Given material
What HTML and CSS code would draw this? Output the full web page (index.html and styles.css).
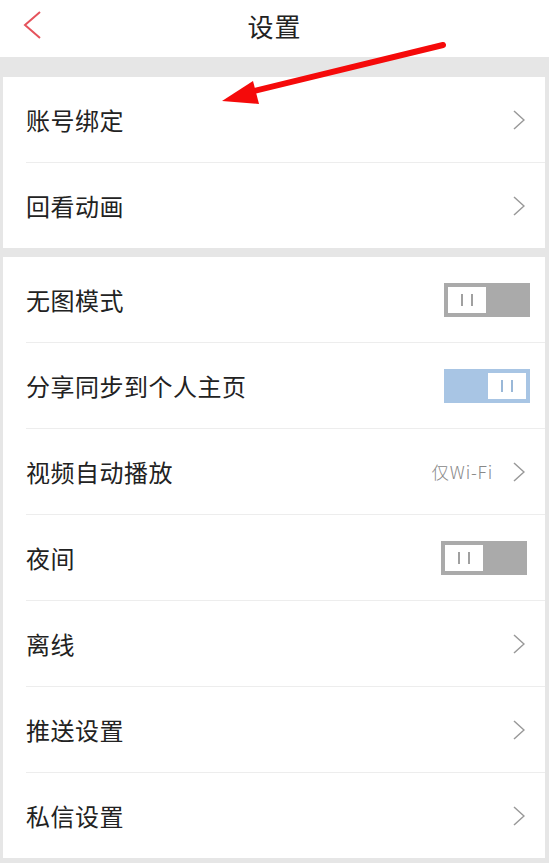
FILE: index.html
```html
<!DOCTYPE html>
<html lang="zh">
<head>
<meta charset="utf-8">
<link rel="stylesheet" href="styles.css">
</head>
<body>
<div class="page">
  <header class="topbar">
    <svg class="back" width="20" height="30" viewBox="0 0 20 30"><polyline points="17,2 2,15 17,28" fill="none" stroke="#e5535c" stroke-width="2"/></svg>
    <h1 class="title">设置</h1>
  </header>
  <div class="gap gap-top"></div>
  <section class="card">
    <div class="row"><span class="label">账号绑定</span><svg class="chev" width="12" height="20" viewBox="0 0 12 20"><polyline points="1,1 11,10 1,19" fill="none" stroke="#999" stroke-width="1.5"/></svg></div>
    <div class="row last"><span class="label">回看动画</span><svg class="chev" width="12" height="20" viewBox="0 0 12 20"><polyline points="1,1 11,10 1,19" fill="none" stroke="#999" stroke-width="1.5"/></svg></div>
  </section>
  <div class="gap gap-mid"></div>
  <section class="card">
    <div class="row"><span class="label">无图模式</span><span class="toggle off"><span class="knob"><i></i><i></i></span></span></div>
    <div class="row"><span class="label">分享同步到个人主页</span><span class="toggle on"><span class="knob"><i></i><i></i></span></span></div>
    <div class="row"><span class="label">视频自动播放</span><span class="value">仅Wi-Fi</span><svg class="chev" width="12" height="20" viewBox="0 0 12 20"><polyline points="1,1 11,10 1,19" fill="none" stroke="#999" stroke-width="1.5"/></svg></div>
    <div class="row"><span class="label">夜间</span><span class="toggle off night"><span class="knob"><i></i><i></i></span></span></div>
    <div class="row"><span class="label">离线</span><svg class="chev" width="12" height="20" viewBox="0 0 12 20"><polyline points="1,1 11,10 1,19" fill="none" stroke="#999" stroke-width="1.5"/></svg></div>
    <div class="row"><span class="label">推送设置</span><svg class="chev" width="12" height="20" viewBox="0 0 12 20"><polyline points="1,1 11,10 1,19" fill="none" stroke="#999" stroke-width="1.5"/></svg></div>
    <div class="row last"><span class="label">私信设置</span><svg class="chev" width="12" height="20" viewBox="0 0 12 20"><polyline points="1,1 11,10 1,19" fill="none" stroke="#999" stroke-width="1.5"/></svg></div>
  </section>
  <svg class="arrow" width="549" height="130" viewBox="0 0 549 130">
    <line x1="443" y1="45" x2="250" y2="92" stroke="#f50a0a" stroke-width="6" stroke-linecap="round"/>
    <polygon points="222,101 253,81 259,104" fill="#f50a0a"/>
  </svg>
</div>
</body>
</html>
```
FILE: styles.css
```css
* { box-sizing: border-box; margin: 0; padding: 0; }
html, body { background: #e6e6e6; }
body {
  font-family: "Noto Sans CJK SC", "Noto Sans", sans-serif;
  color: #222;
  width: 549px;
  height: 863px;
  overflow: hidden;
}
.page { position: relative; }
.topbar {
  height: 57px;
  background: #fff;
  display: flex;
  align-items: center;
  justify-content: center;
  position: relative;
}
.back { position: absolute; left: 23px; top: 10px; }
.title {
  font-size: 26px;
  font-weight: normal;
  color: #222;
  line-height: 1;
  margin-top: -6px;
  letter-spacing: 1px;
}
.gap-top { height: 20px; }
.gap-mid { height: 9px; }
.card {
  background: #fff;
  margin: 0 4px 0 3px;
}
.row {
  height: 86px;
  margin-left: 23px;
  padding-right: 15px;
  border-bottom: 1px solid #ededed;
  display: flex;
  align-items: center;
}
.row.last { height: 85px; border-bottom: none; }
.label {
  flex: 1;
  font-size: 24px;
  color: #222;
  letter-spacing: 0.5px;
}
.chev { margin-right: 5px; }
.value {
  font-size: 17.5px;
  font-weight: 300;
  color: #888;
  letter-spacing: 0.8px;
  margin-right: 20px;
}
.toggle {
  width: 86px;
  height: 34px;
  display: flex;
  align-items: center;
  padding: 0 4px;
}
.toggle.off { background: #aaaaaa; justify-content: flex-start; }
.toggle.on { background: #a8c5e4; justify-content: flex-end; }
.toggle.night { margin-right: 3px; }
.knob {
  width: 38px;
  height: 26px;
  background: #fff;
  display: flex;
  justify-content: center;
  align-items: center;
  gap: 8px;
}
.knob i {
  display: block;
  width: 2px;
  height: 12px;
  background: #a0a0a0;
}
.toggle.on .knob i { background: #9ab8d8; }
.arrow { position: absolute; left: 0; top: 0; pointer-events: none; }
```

Your goal
Report only a number: how many lines in the material above contain the string "index".

Task result
2